■ **Request**
Leave out every picture, then transcribe the rest of the listing exactly.

■ **Available data**
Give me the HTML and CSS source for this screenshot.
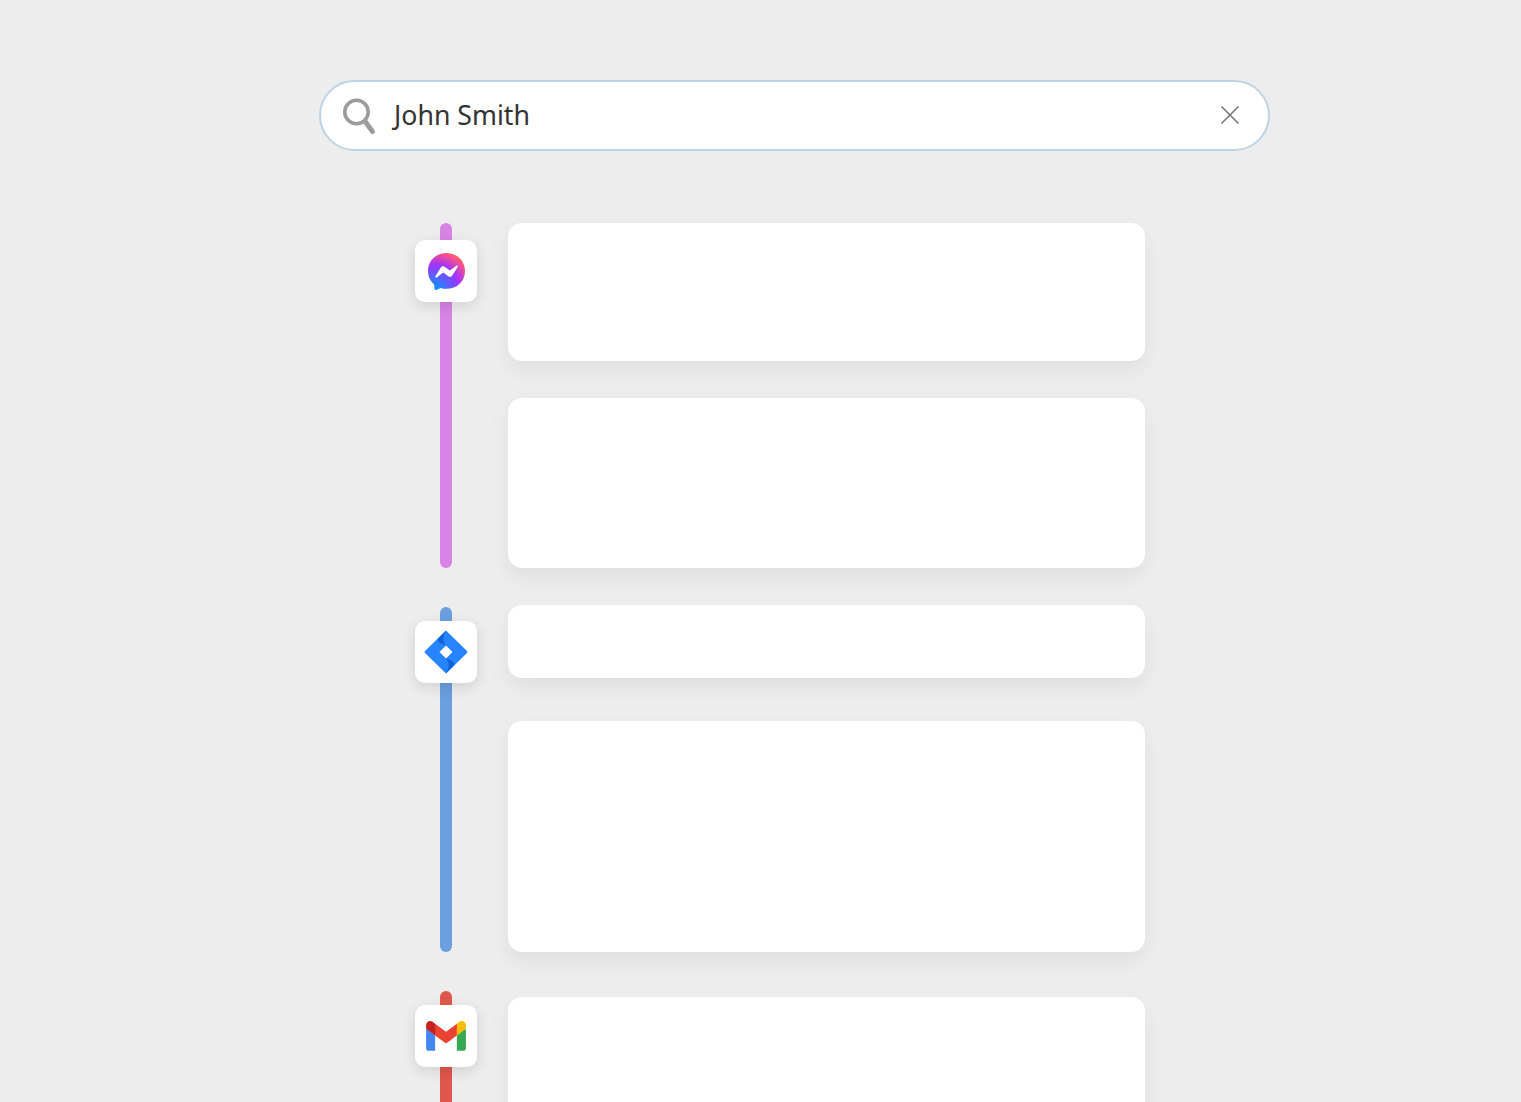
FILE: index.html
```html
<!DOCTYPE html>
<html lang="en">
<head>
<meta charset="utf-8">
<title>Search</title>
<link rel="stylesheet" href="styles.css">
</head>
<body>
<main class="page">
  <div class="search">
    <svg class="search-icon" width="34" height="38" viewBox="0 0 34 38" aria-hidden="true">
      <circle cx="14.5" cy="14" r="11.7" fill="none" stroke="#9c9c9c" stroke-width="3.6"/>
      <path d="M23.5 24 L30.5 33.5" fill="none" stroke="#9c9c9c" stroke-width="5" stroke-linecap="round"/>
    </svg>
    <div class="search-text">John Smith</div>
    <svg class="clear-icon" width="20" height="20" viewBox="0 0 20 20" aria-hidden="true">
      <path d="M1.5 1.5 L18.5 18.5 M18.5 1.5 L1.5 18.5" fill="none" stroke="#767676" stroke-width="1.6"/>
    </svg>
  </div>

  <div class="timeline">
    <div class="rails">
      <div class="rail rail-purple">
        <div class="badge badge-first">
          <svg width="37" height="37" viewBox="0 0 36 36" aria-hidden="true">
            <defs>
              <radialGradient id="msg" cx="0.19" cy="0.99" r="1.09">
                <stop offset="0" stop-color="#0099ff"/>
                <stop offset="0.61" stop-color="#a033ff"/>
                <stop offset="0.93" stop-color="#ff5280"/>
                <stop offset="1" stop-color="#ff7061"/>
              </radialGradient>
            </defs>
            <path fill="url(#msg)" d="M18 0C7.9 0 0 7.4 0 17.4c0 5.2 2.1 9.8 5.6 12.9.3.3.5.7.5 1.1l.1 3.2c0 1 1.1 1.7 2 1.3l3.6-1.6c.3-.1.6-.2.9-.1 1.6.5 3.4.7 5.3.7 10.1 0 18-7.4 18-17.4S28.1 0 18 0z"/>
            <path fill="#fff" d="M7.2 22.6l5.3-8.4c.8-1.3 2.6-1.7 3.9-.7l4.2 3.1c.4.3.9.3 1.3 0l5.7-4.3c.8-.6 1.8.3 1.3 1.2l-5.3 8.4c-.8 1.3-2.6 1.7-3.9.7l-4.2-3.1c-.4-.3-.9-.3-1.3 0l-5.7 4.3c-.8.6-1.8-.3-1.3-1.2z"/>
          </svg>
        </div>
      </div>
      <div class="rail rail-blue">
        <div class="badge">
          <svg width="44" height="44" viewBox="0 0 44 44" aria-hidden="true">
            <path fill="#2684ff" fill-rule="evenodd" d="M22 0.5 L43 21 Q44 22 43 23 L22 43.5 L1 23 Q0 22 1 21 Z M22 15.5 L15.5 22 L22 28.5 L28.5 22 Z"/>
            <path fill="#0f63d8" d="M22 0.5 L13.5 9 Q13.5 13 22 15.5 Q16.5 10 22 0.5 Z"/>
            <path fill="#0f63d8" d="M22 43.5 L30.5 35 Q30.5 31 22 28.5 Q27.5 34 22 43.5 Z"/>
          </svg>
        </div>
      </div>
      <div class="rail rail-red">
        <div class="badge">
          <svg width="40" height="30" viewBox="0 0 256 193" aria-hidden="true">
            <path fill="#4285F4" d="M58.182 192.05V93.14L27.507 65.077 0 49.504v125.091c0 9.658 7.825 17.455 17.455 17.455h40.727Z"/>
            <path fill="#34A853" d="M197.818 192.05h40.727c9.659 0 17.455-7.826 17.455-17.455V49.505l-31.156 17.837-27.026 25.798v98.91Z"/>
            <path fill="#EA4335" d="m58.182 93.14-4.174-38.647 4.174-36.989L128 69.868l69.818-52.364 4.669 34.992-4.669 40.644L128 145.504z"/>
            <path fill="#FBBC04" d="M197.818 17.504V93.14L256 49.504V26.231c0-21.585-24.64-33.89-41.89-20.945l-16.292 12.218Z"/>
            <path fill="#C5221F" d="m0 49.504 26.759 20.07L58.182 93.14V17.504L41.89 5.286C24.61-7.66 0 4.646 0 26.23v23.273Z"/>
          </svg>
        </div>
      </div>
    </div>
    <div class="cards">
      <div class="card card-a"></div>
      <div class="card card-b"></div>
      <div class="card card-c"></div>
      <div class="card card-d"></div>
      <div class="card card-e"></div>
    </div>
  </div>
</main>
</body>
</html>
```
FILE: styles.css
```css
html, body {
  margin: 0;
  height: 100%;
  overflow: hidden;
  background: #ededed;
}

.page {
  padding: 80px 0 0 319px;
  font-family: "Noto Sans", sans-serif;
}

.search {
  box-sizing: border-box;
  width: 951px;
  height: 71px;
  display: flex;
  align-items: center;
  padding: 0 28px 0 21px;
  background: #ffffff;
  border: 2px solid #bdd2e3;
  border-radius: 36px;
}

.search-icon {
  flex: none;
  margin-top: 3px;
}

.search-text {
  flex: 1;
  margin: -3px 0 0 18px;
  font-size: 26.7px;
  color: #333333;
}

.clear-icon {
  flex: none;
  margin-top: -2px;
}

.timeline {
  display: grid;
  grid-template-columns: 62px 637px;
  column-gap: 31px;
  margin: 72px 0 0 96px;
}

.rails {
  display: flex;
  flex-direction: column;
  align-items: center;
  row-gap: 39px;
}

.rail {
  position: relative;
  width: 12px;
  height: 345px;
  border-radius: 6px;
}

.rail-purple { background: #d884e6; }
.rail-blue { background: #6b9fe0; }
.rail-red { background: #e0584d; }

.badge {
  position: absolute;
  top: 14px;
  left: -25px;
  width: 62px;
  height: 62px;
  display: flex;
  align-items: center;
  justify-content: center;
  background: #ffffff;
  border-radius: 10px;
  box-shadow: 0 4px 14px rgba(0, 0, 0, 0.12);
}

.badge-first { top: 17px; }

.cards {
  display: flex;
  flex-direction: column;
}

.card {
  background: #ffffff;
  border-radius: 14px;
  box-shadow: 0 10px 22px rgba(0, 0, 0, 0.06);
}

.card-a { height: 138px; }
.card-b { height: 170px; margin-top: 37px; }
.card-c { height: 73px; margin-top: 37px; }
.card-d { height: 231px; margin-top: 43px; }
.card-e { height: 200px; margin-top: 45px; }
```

■ **Full response**
Give me the HTML and CSS source for this screenshot.
FILE: index.html
```html
<!DOCTYPE html>
<html lang="en">
<head>
<meta charset="utf-8">
<title>Search</title>
<link rel="stylesheet" href="styles.css">
</head>
<body>
<main class="page">
  <div class="search">
    <svg class="search-icon" width="34" height="38" viewBox="0 0 34 38" aria-hidden="true">
      <circle cx="14.5" cy="14" r="11.7" fill="none" stroke="#9c9c9c" stroke-width="3.6"/>
      <path d="M23.5 24 L30.5 33.5" fill="none" stroke="#9c9c9c" stroke-width="5" stroke-linecap="round"/>
    </svg>
    <div class="search-text">John Smith</div>
    <svg class="clear-icon" width="20" height="20" viewBox="0 0 20 20" aria-hidden="true">
      <path d="M1.5 1.5 L18.5 18.5 M18.5 1.5 L1.5 18.5" fill="none" stroke="#767676" stroke-width="1.6"/>
    </svg>
  </div>

  <div class="timeline">
    <div class="rails">
      <div class="rail rail-purple">
        <div class="badge badge-first">
          <svg width="37" height="37" viewBox="0 0 36 36" aria-hidden="true">
            <defs>
              <radialGradient id="msg" cx="0.19" cy="0.99" r="1.09">
                <stop offset="0" stop-color="#0099ff"/>
                <stop offset="0.61" stop-color="#a033ff"/>
                <stop offset="0.93" stop-color="#ff5280"/>
                <stop offset="1" stop-color="#ff7061"/>
              </radialGradient>
            </defs>
            <path fill="url(#msg)" d="M18 0C7.9 0 0 7.4 0 17.4c0 5.2 2.1 9.8 5.6 12.9.3.3.5.7.5 1.1l.1 3.2c0 1 1.1 1.7 2 1.3l3.6-1.6c.3-.1.6-.2.9-.1 1.6.5 3.4.7 5.3.7 10.1 0 18-7.4 18-17.4S28.1 0 18 0z"/>
            <path fill="#fff" d="M7.2 22.6l5.3-8.4c.8-1.3 2.6-1.7 3.9-.7l4.2 3.1c.4.3.9.3 1.3 0l5.7-4.3c.8-.6 1.8.3 1.3 1.2l-5.3 8.4c-.8 1.3-2.6 1.7-3.9.7l-4.2-3.1c-.4-.3-.9-.3-1.3 0l-5.7 4.3c-.8.6-1.8-.3-1.3-1.2z"/>
          </svg>
        </div>
      </div>
      <div class="rail rail-blue">
        <div class="badge">
          <svg width="44" height="44" viewBox="0 0 44 44" aria-hidden="true">
            <path fill="#2684ff" fill-rule="evenodd" d="M22 0.5 L43 21 Q44 22 43 23 L22 43.5 L1 23 Q0 22 1 21 Z M22 15.5 L15.5 22 L22 28.5 L28.5 22 Z"/>
            <path fill="#0f63d8" d="M22 0.5 L13.5 9 Q13.5 13 22 15.5 Q16.5 10 22 0.5 Z"/>
            <path fill="#0f63d8" d="M22 43.5 L30.5 35 Q30.5 31 22 28.5 Q27.5 34 22 43.5 Z"/>
          </svg>
        </div>
      </div>
      <div class="rail rail-red">
        <div class="badge">
          <svg width="40" height="30" viewBox="0 0 256 193" aria-hidden="true">
            <path fill="#4285F4" d="M58.182 192.05V93.14L27.507 65.077 0 49.504v125.091c0 9.658 7.825 17.455 17.455 17.455h40.727Z"/>
            <path fill="#34A853" d="M197.818 192.05h40.727c9.659 0 17.455-7.826 17.455-17.455V49.505l-31.156 17.837-27.026 25.798v98.91Z"/>
            <path fill="#EA4335" d="m58.182 93.14-4.174-38.647 4.174-36.989L128 69.868l69.818-52.364 4.669 34.992-4.669 40.644L128 145.504z"/>
            <path fill="#FBBC04" d="M197.818 17.504V93.14L256 49.504V26.231c0-21.585-24.64-33.89-41.89-20.945l-16.292 12.218Z"/>
            <path fill="#C5221F" d="m0 49.504 26.759 20.07L58.182 93.14V17.504L41.89 5.286C24.61-7.66 0 4.646 0 26.23v23.273Z"/>
          </svg>
        </div>
      </div>
    </div>
    <div class="cards">
      <div class="card card-a"></div>
      <div class="card card-b"></div>
      <div class="card card-c"></div>
      <div class="card card-d"></div>
      <div class="card card-e"></div>
    </div>
  </div>
</main>
</body>
</html>
```
FILE: styles.css
```css
html, body {
  margin: 0;
  height: 100%;
  overflow: hidden;
  background: #ededed;
}

.page {
  padding: 80px 0 0 319px;
  font-family: "Noto Sans", sans-serif;
}

.search {
  box-sizing: border-box;
  width: 951px;
  height: 71px;
  display: flex;
  align-items: center;
  padding: 0 28px 0 21px;
  background: #ffffff;
  border: 2px solid #bdd2e3;
  border-radius: 36px;
}

.search-icon {
  flex: none;
  margin-top: 3px;
}

.search-text {
  flex: 1;
  margin: -3px 0 0 18px;
  font-size: 26.7px;
  color: #333333;
}

.clear-icon {
  flex: none;
  margin-top: -2px;
}

.timeline {
  display: grid;
  grid-template-columns: 62px 637px;
  column-gap: 31px;
  margin: 72px 0 0 96px;
}

.rails {
  display: flex;
  flex-direction: column;
  align-items: center;
  row-gap: 39px;
}

.rail {
  position: relative;
  width: 12px;
  height: 345px;
  border-radius: 6px;
}

.rail-purple { background: #d884e6; }
.rail-blue { background: #6b9fe0; }
.rail-red { background: #e0584d; }

.badge {
  position: absolute;
  top: 14px;
  left: -25px;
  width: 62px;
  height: 62px;
  display: flex;
  align-items: center;
  justify-content: center;
  background: #ffffff;
  border-radius: 10px;
  box-shadow: 0 4px 14px rgba(0, 0, 0, 0.12);
}

.badge-first { top: 17px; }

.cards {
  display: flex;
  flex-direction: column;
}

.card {
  background: #ffffff;
  border-radius: 14px;
  box-shadow: 0 10px 22px rgba(0, 0, 0, 0.06);
}

.card-a { height: 138px; }
.card-b { height: 170px; margin-top: 37px; }
.card-c { height: 73px; margin-top: 37px; }
.card-d { height: 231px; margin-top: 43px; }
.card-e { height: 200px; margin-top: 45px; }
```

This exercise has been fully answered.